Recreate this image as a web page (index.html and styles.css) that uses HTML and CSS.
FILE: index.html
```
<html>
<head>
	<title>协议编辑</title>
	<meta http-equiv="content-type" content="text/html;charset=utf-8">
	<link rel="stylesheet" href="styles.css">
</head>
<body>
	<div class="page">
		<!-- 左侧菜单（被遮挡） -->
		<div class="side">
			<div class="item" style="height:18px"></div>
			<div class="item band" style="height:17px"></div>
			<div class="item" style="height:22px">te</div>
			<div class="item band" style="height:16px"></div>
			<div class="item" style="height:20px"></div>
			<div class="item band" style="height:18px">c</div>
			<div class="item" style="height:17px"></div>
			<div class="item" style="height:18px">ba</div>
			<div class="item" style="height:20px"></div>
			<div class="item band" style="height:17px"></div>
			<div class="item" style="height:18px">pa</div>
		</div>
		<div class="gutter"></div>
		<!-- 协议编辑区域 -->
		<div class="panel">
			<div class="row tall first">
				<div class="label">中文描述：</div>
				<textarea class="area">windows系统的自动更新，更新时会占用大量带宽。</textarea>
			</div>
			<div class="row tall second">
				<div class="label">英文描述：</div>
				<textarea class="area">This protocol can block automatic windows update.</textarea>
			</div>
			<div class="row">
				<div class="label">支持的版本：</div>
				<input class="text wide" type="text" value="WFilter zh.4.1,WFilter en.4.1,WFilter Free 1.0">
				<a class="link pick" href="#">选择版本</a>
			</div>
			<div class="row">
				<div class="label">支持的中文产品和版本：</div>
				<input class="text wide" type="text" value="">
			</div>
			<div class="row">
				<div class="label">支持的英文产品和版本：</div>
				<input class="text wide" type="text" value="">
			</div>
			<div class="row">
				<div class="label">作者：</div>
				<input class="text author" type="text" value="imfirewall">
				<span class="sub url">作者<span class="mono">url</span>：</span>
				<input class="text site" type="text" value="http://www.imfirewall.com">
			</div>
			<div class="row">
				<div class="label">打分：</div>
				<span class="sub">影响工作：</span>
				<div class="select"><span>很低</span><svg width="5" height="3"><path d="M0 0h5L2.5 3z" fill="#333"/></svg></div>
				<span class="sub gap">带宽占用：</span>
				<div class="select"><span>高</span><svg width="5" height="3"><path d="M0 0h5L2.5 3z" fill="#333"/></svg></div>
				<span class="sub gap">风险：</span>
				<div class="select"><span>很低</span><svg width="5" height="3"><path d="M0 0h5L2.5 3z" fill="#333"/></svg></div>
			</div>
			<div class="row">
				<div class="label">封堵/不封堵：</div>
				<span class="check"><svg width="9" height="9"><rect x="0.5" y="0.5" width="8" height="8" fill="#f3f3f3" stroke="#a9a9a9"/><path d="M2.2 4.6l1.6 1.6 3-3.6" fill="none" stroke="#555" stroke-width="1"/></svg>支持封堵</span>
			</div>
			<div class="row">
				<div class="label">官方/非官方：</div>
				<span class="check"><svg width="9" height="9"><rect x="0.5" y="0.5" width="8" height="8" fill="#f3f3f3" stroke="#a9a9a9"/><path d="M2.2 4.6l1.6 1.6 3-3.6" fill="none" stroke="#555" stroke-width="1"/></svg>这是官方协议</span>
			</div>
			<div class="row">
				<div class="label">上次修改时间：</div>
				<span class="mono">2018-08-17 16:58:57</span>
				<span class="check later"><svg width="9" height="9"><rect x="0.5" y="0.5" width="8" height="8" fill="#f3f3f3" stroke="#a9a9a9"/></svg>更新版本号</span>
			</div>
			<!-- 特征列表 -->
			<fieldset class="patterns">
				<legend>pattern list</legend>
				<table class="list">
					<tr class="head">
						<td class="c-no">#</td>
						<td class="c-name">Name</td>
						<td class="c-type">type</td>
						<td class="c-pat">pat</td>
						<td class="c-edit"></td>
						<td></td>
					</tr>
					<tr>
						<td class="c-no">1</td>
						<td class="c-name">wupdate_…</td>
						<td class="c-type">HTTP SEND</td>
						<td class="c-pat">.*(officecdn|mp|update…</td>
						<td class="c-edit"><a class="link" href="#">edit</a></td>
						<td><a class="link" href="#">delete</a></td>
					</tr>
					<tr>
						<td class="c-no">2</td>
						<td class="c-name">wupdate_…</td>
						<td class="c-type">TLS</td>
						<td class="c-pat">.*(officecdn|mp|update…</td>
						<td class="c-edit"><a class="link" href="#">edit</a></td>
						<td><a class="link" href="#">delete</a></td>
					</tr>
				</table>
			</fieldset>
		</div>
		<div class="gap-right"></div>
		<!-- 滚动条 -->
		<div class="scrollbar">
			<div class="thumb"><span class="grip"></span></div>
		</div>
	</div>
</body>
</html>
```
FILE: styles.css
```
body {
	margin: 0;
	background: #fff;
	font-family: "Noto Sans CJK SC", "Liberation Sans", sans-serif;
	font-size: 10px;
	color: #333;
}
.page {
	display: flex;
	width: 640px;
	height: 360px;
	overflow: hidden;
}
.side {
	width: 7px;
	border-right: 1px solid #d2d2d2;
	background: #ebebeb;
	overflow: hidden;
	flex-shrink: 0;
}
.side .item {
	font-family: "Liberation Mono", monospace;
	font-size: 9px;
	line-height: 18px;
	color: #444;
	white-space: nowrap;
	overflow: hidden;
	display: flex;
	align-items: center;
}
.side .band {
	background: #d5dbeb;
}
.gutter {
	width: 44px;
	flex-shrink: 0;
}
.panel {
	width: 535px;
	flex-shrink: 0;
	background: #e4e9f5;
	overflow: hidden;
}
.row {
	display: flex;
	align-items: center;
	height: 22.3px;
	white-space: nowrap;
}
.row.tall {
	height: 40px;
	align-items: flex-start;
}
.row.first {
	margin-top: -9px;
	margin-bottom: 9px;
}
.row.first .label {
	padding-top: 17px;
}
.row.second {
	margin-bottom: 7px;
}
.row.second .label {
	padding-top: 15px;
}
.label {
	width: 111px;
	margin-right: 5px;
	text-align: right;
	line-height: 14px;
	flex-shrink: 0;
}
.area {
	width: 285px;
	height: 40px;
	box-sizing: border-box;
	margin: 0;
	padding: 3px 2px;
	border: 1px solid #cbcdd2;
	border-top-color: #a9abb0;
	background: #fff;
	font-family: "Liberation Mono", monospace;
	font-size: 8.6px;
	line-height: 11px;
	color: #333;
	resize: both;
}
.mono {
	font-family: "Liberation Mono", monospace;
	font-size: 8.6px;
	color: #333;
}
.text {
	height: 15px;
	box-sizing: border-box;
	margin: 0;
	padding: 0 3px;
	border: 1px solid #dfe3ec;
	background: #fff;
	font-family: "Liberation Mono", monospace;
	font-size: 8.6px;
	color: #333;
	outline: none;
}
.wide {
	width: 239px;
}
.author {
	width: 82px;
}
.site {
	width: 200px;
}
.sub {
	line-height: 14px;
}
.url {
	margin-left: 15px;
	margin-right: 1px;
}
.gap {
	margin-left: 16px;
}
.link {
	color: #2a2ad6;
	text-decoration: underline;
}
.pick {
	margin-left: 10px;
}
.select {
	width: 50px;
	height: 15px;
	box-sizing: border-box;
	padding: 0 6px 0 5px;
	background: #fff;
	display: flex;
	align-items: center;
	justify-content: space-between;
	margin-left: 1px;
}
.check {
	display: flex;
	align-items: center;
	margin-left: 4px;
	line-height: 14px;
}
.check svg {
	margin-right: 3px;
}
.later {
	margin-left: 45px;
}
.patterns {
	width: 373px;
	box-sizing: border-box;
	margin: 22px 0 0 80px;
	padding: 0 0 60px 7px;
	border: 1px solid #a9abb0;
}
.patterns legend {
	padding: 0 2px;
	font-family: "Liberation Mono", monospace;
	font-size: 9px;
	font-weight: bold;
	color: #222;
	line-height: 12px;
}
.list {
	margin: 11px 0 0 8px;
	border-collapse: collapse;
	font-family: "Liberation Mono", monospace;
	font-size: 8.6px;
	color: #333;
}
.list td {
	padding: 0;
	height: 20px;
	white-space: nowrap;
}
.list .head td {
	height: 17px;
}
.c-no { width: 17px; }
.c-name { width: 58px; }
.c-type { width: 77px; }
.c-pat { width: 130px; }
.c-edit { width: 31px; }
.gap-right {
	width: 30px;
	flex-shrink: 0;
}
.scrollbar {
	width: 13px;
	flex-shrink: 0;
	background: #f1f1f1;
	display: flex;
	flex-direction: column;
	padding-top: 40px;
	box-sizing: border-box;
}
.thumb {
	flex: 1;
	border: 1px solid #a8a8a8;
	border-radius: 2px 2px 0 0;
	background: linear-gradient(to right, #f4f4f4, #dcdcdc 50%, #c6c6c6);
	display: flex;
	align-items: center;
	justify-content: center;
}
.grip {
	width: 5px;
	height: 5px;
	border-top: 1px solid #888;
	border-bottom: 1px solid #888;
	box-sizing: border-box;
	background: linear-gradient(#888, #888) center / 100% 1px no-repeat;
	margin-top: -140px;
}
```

THE TASK:
Copy out every line that includes the word "page".

WRITTEN ANSWER:
Recreate this image as a web page (index.html and styles.css) that uses HTML and CSS.
	<div class="page">
.page {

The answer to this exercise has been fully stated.